One warning I must give is for the explicit, detailed descriptions of violence in each character’s story, which I was originally shocked by but disturbingly found myself getting used to as the book progressed (which I now see could be a subtle nod to the sanitization of violence in the characters’ own lives). Though unsettling, I think the violence was important to the novel’s purpose.


Klay’s prose is steady, to the point, and well thought out. With each chapter, I was placed right in the middle of a character’s life, yet I never found myself struggling for footing and felt like I truly knew the characters by the end of the book.

One area where the book unfortunately fell short for me was the resolution, which I expected to be more satisfying than it was. Missionaries undertakes the ambitious task of coalescing a breadth of both narratives and topics. While the novel fared better with this than some others, the individual stories were never stitched together into a cohesive culmination, and I felt like I lost some of the characters’ perspectives in the last third of the book. Ultimately, Missionaries reads more like four individual stories than a novel—which is not to say there’s no value in that. But if you’re looking for a book with a satisfying close and a sense of coherence, you may be let down. Essentially, the book’s message does not lie in the plot, but rather in the characters’ reflection on it.

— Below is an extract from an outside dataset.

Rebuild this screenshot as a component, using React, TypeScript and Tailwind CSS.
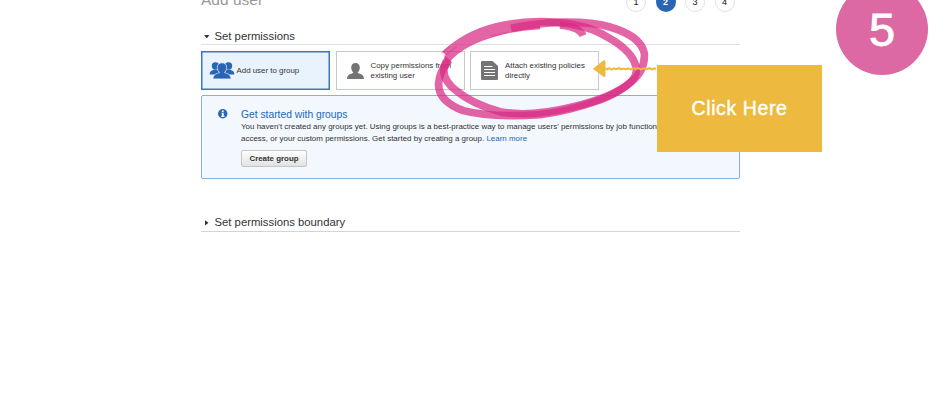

Regardless of its loose plot structure, if you’re looking for a thought-provoking and original read, I would still highly recommend Missionaries. It tackles the concept of war in a way I haven’t seen before, painting a clear picture of the complexities that challenge what it means to “win” or “lose” a war; in Colombia, we see the reality of a war involving guerillas, paramilitary, cocaine farmers, narco traffickers, police, government military, and American intervention. Missionaries left me with the powerful message that its protagonists grapple with: in complicated circumstances, even good intentions can have unintended consequences.